How does that stack up with your original post "the supplying agent had it back in early December because it refused to go, when I got it back the genny started and ran perfectly"?


----------



## Mrplodd (Mar 4, 2008)

EXACTLY !!!!!!!

The chap who sorted it yesterday asked the very same question!!!

I have no idea at all, there does not seem to be any LOGICAL explanation unless the dealers rigged up a different supply, got it running and handed it back with just a carb full of petrol (which would allow me to start it when I got home) which does seem a bit much to believe doesnt it??

There is just nowhere for all this water to have got in other than via the filler which has allways been locked. No point having something with a lock if you dont use it is there?? besides these filler caps are expensive items and its dead easy to nick one thats not locked on!!!

One thing is certain I did NOT use the wrong filling point (different colour caps, different keys on different keyrings. Water filler key is on the ignition key ring, the other is kept inside the van)


----------



## men4motors (Oct 27, 2009)

Good result problem sorted,genny fuel viar main tank, pick up pipe for genny set length so when main tank level reaches quarter full no petrol for genny so as not to empty main tank.As for water in with fuel you could be right,as genny is in confined space condensation could also be the contributing factor?just a thought.Cheers Bruce.


----------



## Mrplodd (Mar 4, 2008)

Bruce

Nice ideas BUT.......

The MH is diesel and the genny has its own dedicated remote fibreglass fuel tank, It is just behind the back wheel though. I cant see its porous because if it was the petrol would leak out as its less dense than water.

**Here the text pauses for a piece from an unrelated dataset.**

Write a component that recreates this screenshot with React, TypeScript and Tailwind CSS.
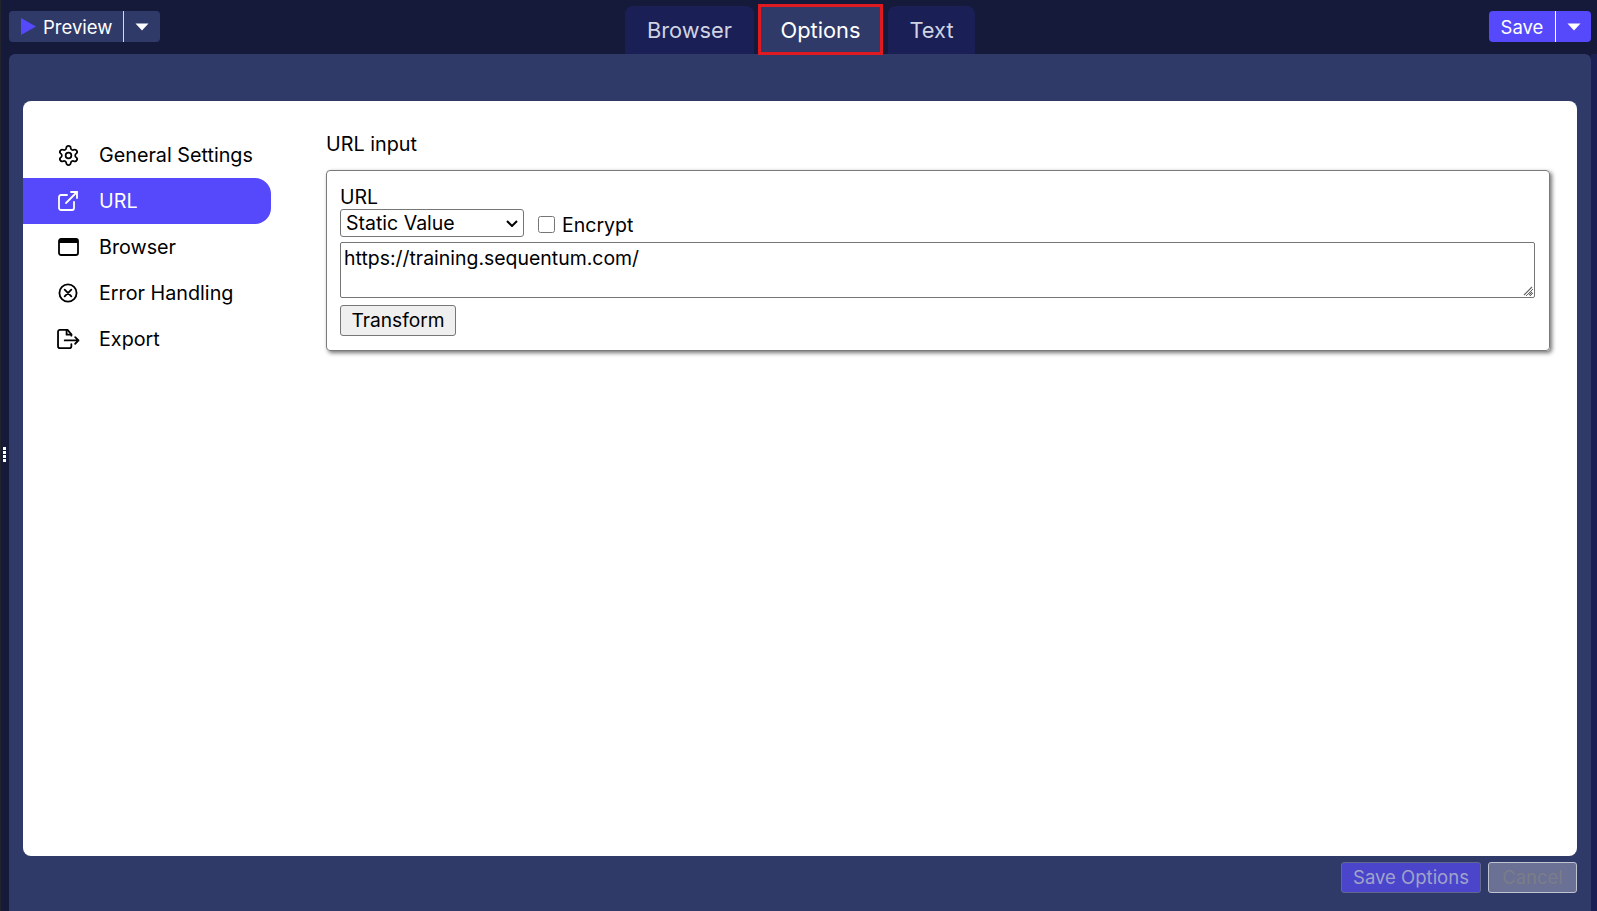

The fuel outlet is only a short distance (about 1cm) above the bottom of the tank. I am a bit loathe to put another hole in the tank further up (lack of access to the inside so sealing the outlet might prove problematic!!

I did consider the condensation issue but thought a gallon of condensation to be a bit extreme, the tank is only just open to the air via the breather pipe so the exchange of air would be minimal. 

At least it now functions as it should (lets hope that situation now continues)

it is interesting that no-one else seems to have suffered in the same way so I am once more drawn back to the 

"Oh s*** this is the petrol tank not the freshwater filling point" scenario


----------



## JockandRita (Jun 1, 2005)

Mrplodd said:


> it is interesting that no-one else seems to have suffered in the same way so I am once more drawn back to the "Oh s*** this is the petrol tank not the freshwater filling point" scenario


I'm no gambler, but as an owner of the same system, I'm having a tenner on your theory. :lol:

Regards,

Jock.


----------



## men4motors (Oct 27, 2009)

If you bought camper privately maybe previous owner may know whats happend,if bought from a dealer should have been checked prior to sale.
Good luck, if you ever come to IoWight let us know Cheers Bruce.


----------